At 7/06/2010 7:56 AM, Blogger McKibbinUSA said...

My observation is that the US fears a default on government paychecks almost as much as defaulting on the national debt. How government paychecks became such a tacit priority for the US and its states (and apparently for monetary and fiscal policies as well) is similar to the story of how the landed gentry brought down Europe in the late 19th and early 20th centuries. Clearly, government workers and retirees (including the military and its retirees) are the new "landed gentry" of our time...

 
At 7/06/2010 8:33 AM, Blogger Cabodog said...

Not to mention the added tax on the private sector of losing more-qualified employees to the public sector, thus robbing talent from the very engine that is needed to pay the increased salaries/benefits of the public sector.

 
At 7/06/2010 8:41 AM, Anonymous Lyle said...

It there is more differential in state and local worker pay than federal pay. The federal pension system is no where near as generous as the state and local system. It would be useful if the state and local was broken out. In particular the second paragraph, is untrue if you check the federal pension it is a defined benefit of 1.1% times the number of years plus a 401k like plan. States are far far more generous. Lets focus where the problem is not so much the feds as the state and local folks.

 
At 7/06/2010 10:25 AM, Blogger juandos said...

Speaking of the Wall Street Journal, Tyler Durden over at ZeroHedge has lengthy piece (replete with copies of correspondence) regarding the WSJ you might find interesting: On The New York Fed's Editorial Influence Over The WSJ

I guess it never hurts to be a bit skeptical of one's sources of information...

 
At 7/06/2010 11:07 AM, Anonymous Anonymous said...

Not to mention that my work is done when it is done, rather than at 5 p.m.

Hieronymus

 
At 7/06/2010 12:24 PM, Anonymous Anonymous said...
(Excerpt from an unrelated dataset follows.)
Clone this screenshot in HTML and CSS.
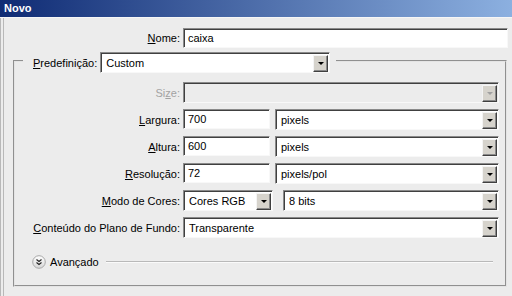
FILE: index.html
```html
<!DOCTYPE html>
<html>
<head>
    <link rel="stylesheet" href="styles.css">
</head>
<body>
    <div class="titlebar">Novo</div>
    <div class="window">
        <div class="nome-row">
            <span class="lbl"><u>N</u>ome:</span>
            <div class="field nome">caixa</div>
        </div>

        <fieldset class="group">
            <legend class="preset">
                <span class="lbl-inline"><u>P</u>redefinição:</span>
                <div class="field select preset-select"><span>Custom</span><i class="btn"><b class="arrow"></b></i></div>
            </legend>

            <div class="grid">
                <span class="lbl off">Si<u>z</u>e:</span>
                <div class="field select disabled"><span></span><i class="btn"><b class="arrow grey"></b></i></div>

                <span class="lbl"><u>L</u>argura:</span>
                <div class="pair">
                    <div class="field num">700</div>
                    <div class="field select unit"><span>pixels</span><i class="btn"><b class="arrow"></b></i></div>
                </div>

                <span class="lbl"><u>A</u>ltura:</span>
                <div class="pair">
                    <div class="field num">600</div>
                    <div class="field select unit"><span>pixels</span><i class="btn"><b class="arrow"></b></i></div>
                </div>

                <span class="lbl"><u>R</u>esolução:</span>
                <div class="pair">
                    <div class="field num">72</div>
                    <div class="field select unit"><span>pixels/pol</span><i class="btn"><b class="arrow"></b></i></div>
                </div>

                <span class="lbl"><u>M</u>odo de Cores:</span>
                <div class="pair wide-gap">
                    <div class="field select mode"><span>Cores RGB</span><i class="btn"><b class="arrow"></b></i></div>
                    <div class="field select bits"><span>8 bits</span><i class="btn"><b class="arrow"></b></i></div>
                </div>

                <span class="lbl"><u>C</u>onteúdo do Plano de Fundo:</span>
                <div class="field select"><span>Transparente</span><i class="btn"><b class="arrow"></b></i></div>
            </div>

            <div class="advanced">
                <svg class="adv-icon" width="14" height="14" viewBox="0 0 14 14">
                    <defs>
                        <linearGradient id="g" x1="0" y1="0" x2="0" y2="1">
                            <stop offset="0" stop-color="#ffffff"/>
                            <stop offset="1" stop-color="#d6d6d6"/>
                        </linearGradient>
                    </defs>
                    <circle cx="7" cy="7" r="6.3" fill="url(#g)" stroke="#a8a8a8"/>
                    <path d="M4.5 4.5 L7 6.5 L9.5 4.5 M4.5 7.5 L7 9.5 L9.5 7.5" fill="none" stroke="#222" stroke-width="1.1"/>
                </svg>
                <span>Avançado</span>
                <span class="rule"></span>
            </div>
        </fieldset>
    </div>
</body>
</html>
```

FILE: styles.css
```css
body {
    margin: 0;
    background-color: #ececec;
    font-family: "Liberation Sans", Arial, sans-serif;
    font-size: 11px;
    color: #000;
}
.titlebar {
    height: 17px;
    line-height: 17px;
    padding-left: 4px;
    color: #fff;
    font-weight: bold;
    background: linear-gradient(to right, #0f2b74, #8cb0e0);
    border-bottom: 1px solid #f6f6f6;
}
.window {
    height: 268px;
    padding: 10px 4px 0 9px;
    border-left: 4px double #b8b8b8;
}
.nome-row {
    display: flex;
    align-items: center;
    gap: 3px;
}
.lbl {
    text-align: right;
    white-space: nowrap;
}
.nome-row .lbl {
    width: 167px;
}
.lbl.off {
    color: #a3a3a3;
}

/* sunken box used by text inputs and dropdowns */
.field {
    box-sizing: border-box;
    height: 20px;
    display: flex;
    align-items: center;
    padding-left: 4px;
    background-color: #fff;
    border: 1px solid;
    border-color: #8a8a8a #f8f8f8 #f8f8f8 #8a8a8a;
    box-shadow: inset 1px 1px #404040;
    white-space: nowrap;
}
.field.nome {
    flex: 1;
}
.select {
    height: 21px;
    padding-right: 1px;
}
.select span {
    flex: 1;
    padding-left: 1px;
}
.select.disabled {
    background-color: #ececec;
}
.btn {
    box-sizing: border-box;
    width: 15px;
    height: 17px;
    margin-top: 1px;
    display: flex;
    align-items: center;
    justify-content: center;
    background-color: #d6d3cc;
    border: 1px solid;
    border-color: #f4f4f4 #404040 #404040 #f4f4f4;
    box-shadow: inset -1px -1px #8a8a8a;
}
.arrow {
    width: 0;
    height: 0;
    border-left: 3px solid transparent;
    border-right: 3px solid transparent;
    border-top: 3px solid #000;
}
.arrow.grey {
    border-top-color: #a0a0a0;
}

.group {
    margin: 1px 1px 0 0;
    padding: 0 6px 16px 0;
    border: 2px groove #e4e4e4;
}
.preset {
    display: flex;
    align-items: center;
    gap: 3px;
    margin-left: 8px;
    padding: 3px 6px 0 10px;
}
.preset-select {
    width: 230px;
}
.grid {
    display: grid;
    grid-template-columns: 165px 1fr;
    grid-auto-rows: 21px;
    column-gap: 3px;
    row-gap: 6px;
    align-items: center;
    margin-top: 9px;
}
.pair {
    display: flex;
    gap: 5px;
}
.pair.wide-gap {
    gap: 10px;
}
.num {
    width: 87px;
    height: 20px;
}
.unit {
    flex: 1;
}
.mode {
    width: 90px;
}
.bits {
    flex: 1;
}

.advanced {
    display: flex;
    align-items: center;
    gap: 4px;
    height: 14px;
    margin-top: 17px;
    padding: 0 6px 0 17px;
}
.adv-icon {
    flex: none;
}
.rule {
    flex: 1;
    margin-left: 3px;
    border-top: 1px solid #b9b9b9;
    border-bottom: 1px solid #fafafa;
}
```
You would be surprised at what people will do for a steady paycheck.

The German government functioned through the thirties and forties on the efforts of Good Germans serving the government for a paycheck. Right to the end of World War Two, the mail was delivered, licenses were issued, bond interest paid, and the trains ran on time - to places like Auschwitz.

The morally blind formula was, "I do my job, I get my paycheck."

Our government is dependent on the loyalty of our Good Germans and so the government takes care of them, knowing they will do what they are told.

 
At 7/06/2010 12:39 PM, Blogger Benjamin Cole said...

Imagine being able to retire after just 20 years on the job. That is the deal for federal military employees. Boy, talk about benefits.

I suggest that no federal employee be able to retire until age 67. Military em,ployees can transfer into the huge number of civilian desk jobs, after 20 years of service, and then retire at age 67, like everyone else.
Me? I doubt I ever will be able to retire. I work in the private sector, so federal employees will get no waa-waa from me.

 
At 7/06/2010 12:40 PM, Anonymous Anonymous said...

What may be worse, is the harm govt bureaucrats do in slowing down free-enterprise businesses, the generators of all wealth.

In many cases, it would be better to pay the drones to stay home and do nothing, rather than fill our lives with forms to file, lawyers to hire and time to waste.

 
At 7/06/2010 1:00 PM, Anonymous Lyle said...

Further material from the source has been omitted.